IrishWAN are holding a national conference:

IrishWAN the networking group with the goal of building a community owned and run island wide area network infrastructure, will be having a national conference in Limerick on Saturday 28th of June 2003.

There will be IrishWAN members from all across the country, with presentations about wireless technology, updates of activities in many areas, and presentations from Irish wireless suppliers.

Full text here.

Date: Thu, 19 Jun 2003 10:58:15 -0000
From: Robert Fitzsimons (spam-protected)
To: (spam-protected)
Subject: IrishWAN National Conference

IrishWAN National Conference

IrishWAN the networking group with the goal of building a community owned and run island wide area network infrastructure, will be having a national conference in Limerick on Saturday 28th of June 2003.

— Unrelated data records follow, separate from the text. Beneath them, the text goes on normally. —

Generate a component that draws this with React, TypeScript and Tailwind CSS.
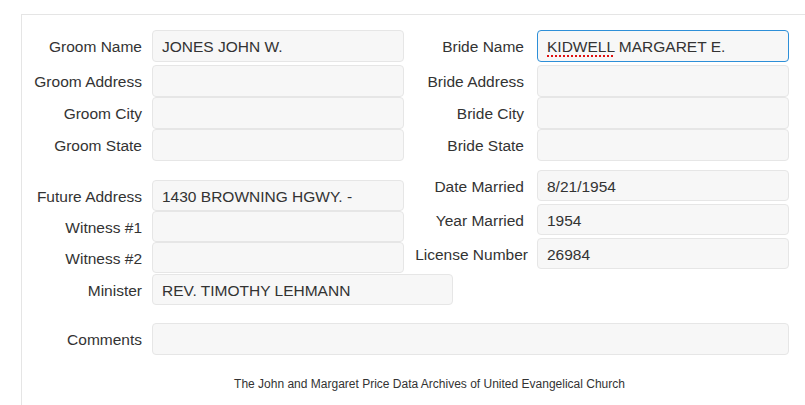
const font = { fontFamily: '"Liberation Sans", Arial, sans-serif' };

type Row = { label: string; value?: string; gap?: string; focus?: boolean };

const Field = ({ value, focus, width = "w-[252px]", h = "h-[32px]" }: { value?: string; focus?: boolean; width?: string; h?: string }) => (
    <div
        className={`${width} ${h} flex items-center pl-[9px] pt-[2px] rounded-[4px] bg-[#f7f7f7] text-[#333] border ${
            focus ? "border-[#2d8fd8]" : "border-[#e6e6e6]"
        }`}
    >
        {focus && value ? (
            <span>
                <span className="underline decoration-dotted decoration-[#e01010] decoration-2 underline-offset-[3px]">KIDWELL</span>
                {value.replace("KIDWELL", "")}
            </span>
        ) : (
            value
        )}
    </div>
);

const Label = ({ text, extra = "" }: { text: string; extra?: string }) => (
    <span className={`w-[120px] pt-[2px] text-right whitespace-nowrap ${extra}`}>{text}</span>
);

const groom: Row[] = [
    { label: "Groom Name", value: "JONES JOHN W.", gap: "mb-[3px]" },
    { label: "Groom Address" },
    { label: "Groom City" },
    { label: "Groom State" },
];

const bride: Row[] = [
    { label: "Bride Name", value: "KIDWELL MARGARET E.", gap: "mb-[3px]", focus: true },
    { label: "Bride Address" },
    { label: "Bride City" },
    { label: "Bride State" },
];

export default function App() {
    return (
        <div className="w-[805px] h-[405px] overflow-hidden bg-white pt-[14px] pl-[21px] text-[15.5px] text-[#333]" style={font}>
            <div className="w-[900px] h-[400px] border-l border-t border-[#e5e5e5] pt-[15px]">
                {/* Groom / Bride */}
                <div className="flex">
                    <div className="flex flex-col">
                        {groom.map((r) => (
                            <div key={r.label} className={`flex items-center gap-[10px] ${r.gap ?? ""}`}>
                                <Label text={r.label} />
                                <Field value={r.value} />
                            </div>
                        ))}
                    </div>
                    <div className="flex flex-col">
                        {bride.map((r) => (
                            <div key={r.label} className={`flex items-center gap-[13px] ${r.gap ?? ""}`}>
                                <Label text={r.label} />
                                <Field value={r.value} focus={r.focus} />
                            </div>
                        ))}
                    </div>
                </div>

                {/* Address / Witnesses / Marriage */}
                <div className="flex items-start mt-[9px]">
                    <div className="flex flex-col pt-[10px]">
                        {[
                            { label: "Future Address", value: "1430 BROWNING HGWY. -" },
                            { label: "Witness #1" },
                            { label: "Witness #2" },
                        ].map((r) => (
                            <div key={r.label} className="flex items-center gap-[10px]">
                                <Label text={r.label} />
                                <Field value={r.value} h="h-[31px]" />
                            </div>
                        ))}
                        <div className="flex items-center gap-[10px] mt-[1px]">
                            <Label text="Minister" />
                            <Field value="REV. TIMOTHY LEHMANN" width="w-[301px]" h="h-[31px]" />
                        </div>
                    </div>
                    <div className="flex flex-col gap-[3px] -ml-[49px]">
                        {[
                            { label: "Date Married", value: "8/21/1954" },
                            { label: "Year Married", value: "1954" },
                            { label: "License Number", value: "26984", extra: "translate-x-[4px]" },
                        ].map((r) => (
                            <div key={r.label} className="flex items-center gap-[13px]">
                                <Label text={r.label} extra={r.extra} />
                                <Field value={r.value} h="h-[31px]" />
                            </div>
                        ))}
                    </div>
                </div>

                {/* Comments */}
                <div className="flex items-center gap-[10px] mt-[18px]">
                    <Label text="Comments" />
                    <Field width="w-[637px]" />
                </div>

                <p className="w-[815px] text-center text-[12px] mt-[20px]">
                    The John and Margaret Price Data Archives of United Evangelical Church
                </p>
            </div>
        </div>
    );
}
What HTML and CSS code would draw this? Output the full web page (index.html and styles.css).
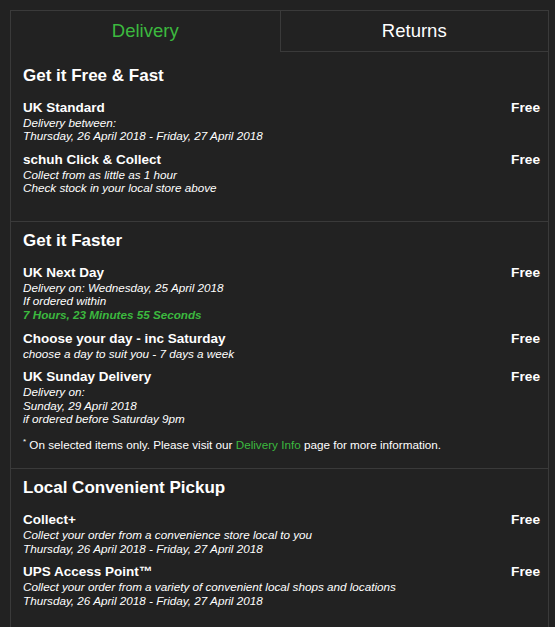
FILE: index.html
```html
<!DOCTYPE html>
<html lang="en">
<head>
<meta charset="utf-8">
<title>Delivery</title>
<link rel="stylesheet" href="styles.css">
</head>
<body>
<div class="panel">
  <div class="tabs">
    <div class="tab tab--active">Delivery</div>
    <div class="tab tab--inactive">Returns</div>
  </div>

  <section class="group group--first">
    <h2 class="group__title">Get it Free &amp; Fast</h2>
    <div class="option">
      <div class="option__info">
        <div class="option__name">UK Standard</div>
        <div class="option__desc">Delivery between:<br>Thursday, 26 April 2018 - Friday, 27 April 2018</div>
      </div>
      <div class="option__price">Free</div>
    </div>
    <div class="option">
      <div class="option__info">
        <div class="option__name">schuh Click &amp; Collect</div>
        <div class="option__desc">Collect from as little as 1 hour<br>Check stock in your local store above</div>
      </div>
      <div class="option__price">Free</div>
    </div>
  </section>

  <section class="group group--second">
    <h2 class="group__title">Get it Faster</h2>
    <div class="option">
      <div class="option__info">
        <div class="option__name">UK Next Day</div>
        <div class="option__desc">Delivery on: Wednesday, 25 April 2018<br>If ordered within<br><span class="countdown">7 Hours, 23 Minutes 55 Seconds</span></div>
      </div>
      <div class="option__price">Free</div>
    </div>
    <div class="option">
      <div class="option__info">
        <div class="option__name">Choose your day - inc Saturday</div>
        <div class="option__desc">choose a day to suit you - 7 days a week</div>
      </div>
      <div class="option__price">Free</div>
    </div>
    <div class="option">
      <div class="option__info">
        <div class="option__name">UK Sunday Delivery</div>
        <div class="option__desc">Delivery on:<br>Sunday, 29 April 2018<br>if ordered before Saturday 9pm</div>
      </div>
      <div class="option__price">Free</div>
    </div>
    <p class="note"><sup class="note__star">*</sup> On selected items only. Please visit our <a class="note__link" href="#">Delivery Info</a> page for more information.</p>
  </section>

  <section class="group group--last">
    <h2 class="group__title">Local Convenient Pickup</h2>
    <div class="option">
      <div class="option__info">
        <div class="option__name">Collect+</div>
        <div class="option__desc">Collect your order from a convenience store local to you<br>Thursday, 26 April 2018 - Friday, 27 April 2018</div>
      </div>
      <div class="option__price">Free</div>
    </div>
    <div class="option">
      <div class="option__info">
        <div class="option__name">UPS Access Point™</div>
        <div class="option__desc">Collect your order from a variety of convenient local shops and locations<br>Thursday, 26 April 2018 - Friday, 27 April 2018</div>
      </div>
      <div class="option__price">Free</div>
    </div>
  </section>
</div>
</body>
</html>
```

FILE: styles.css
```css
html, body {
  margin: 0;
  padding: 0;
  background: #222222;
}

body {
  font-family: "Liberation Sans", Arial, Helvetica, sans-serif;
  color: #ffffff;
  overflow: hidden;
}

.panel {
  margin: 10px 6px 0 10px;
  border: 1px solid #3a3a3a;
  border-bottom: none;
  min-height: 640px;
}

.tabs {
  display: grid;
  grid-template-columns: 1fr 1fr;
}

.tab {
  height: 41px;
  box-sizing: border-box;
  display: flex;
  align-items: center;
  justify-content: center;
  font-size: 18.5px;
  border-bottom: 1px solid transparent;
}

.tab--active {
  color: #3cb93f;
}

.tab--inactive {
  color: #ffffff;
  border-left: 1px solid #3a3a3a;
  border-bottom-color: #3a3a3a;
}

.group {
  padding: 9px 8px 16px 12px;
  border-top: 1px solid #3a3a3a;
}

.group--first {
  border-top: none;
  padding-top: 14px;
  padding-bottom: 26px;
}

.group--last {
  padding-bottom: 40px;
}

.group__title {
  margin: 0 0 15px;
  font-size: 17px;
  line-height: 20px;
  font-weight: bold;
}

.option {
  display: flex;
  justify-content: space-between;
  align-items: flex-start;
  margin-bottom: 10px;
}

.option:last-of-type {
  margin-bottom: 0;
}

.option__name {
  font-size: 13.5px;
  line-height: 14.5px;
  font-weight: bold;
}

.option__desc {
  font-size: 11.7px;
  line-height: 13.8px;
  font-style: italic;
}

.option__price {
  font-size: 13.7px;
  line-height: 14.5px;
  font-weight: bold;
}

.countdown {
  color: #3cb93f;
  font-weight: bold;
}

.note {
  margin: 12px 0 0;
  font-size: 11.7px;
  line-height: 14px;
}

.note__star {
  font-size: 8px;
  line-height: 0;
  vertical-align: 5px;
}

.note__link {
  color: #3cb93f;
  text-decoration: none;
}
```
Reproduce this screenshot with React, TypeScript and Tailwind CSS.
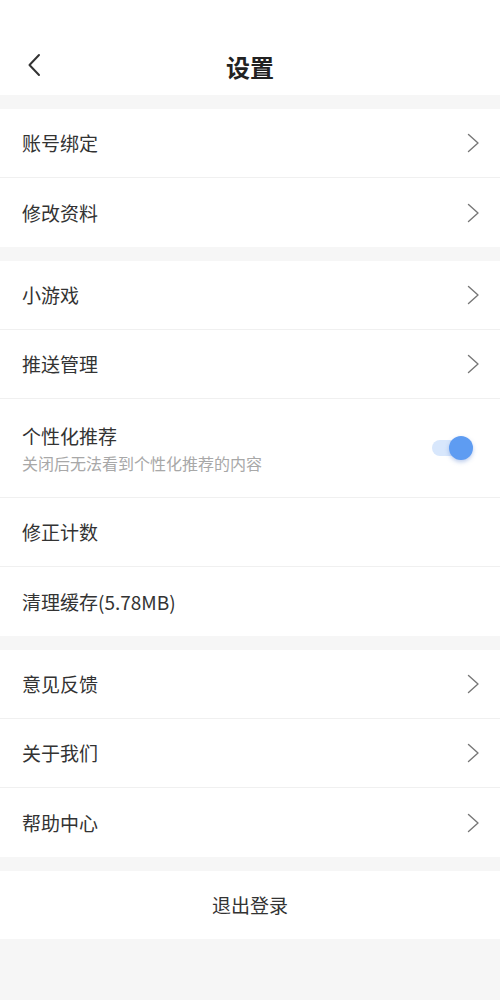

There will be IrishWAN members from all across the country, with presentations about wireless technology, updates of activities in many areas, and presentations from Irish wireless suppliers.

The conference is open to anybody who has an interest in building or using the IrishWAN network, and is an ideal opportunity for existing and new members to get together to talk about wireless technologies. There will be a 5 Euro charge at the door to pay for the room.

The conference will start at 12:00 and should finish up at 17:30 on Saturday 28th of June, the location will be The Two Mile Inn, Ennis Road, Limerick.

More up-to-date details and the agenda are available at <URL:http://www.irishwan.org/board/showthread.php?threadid=996>.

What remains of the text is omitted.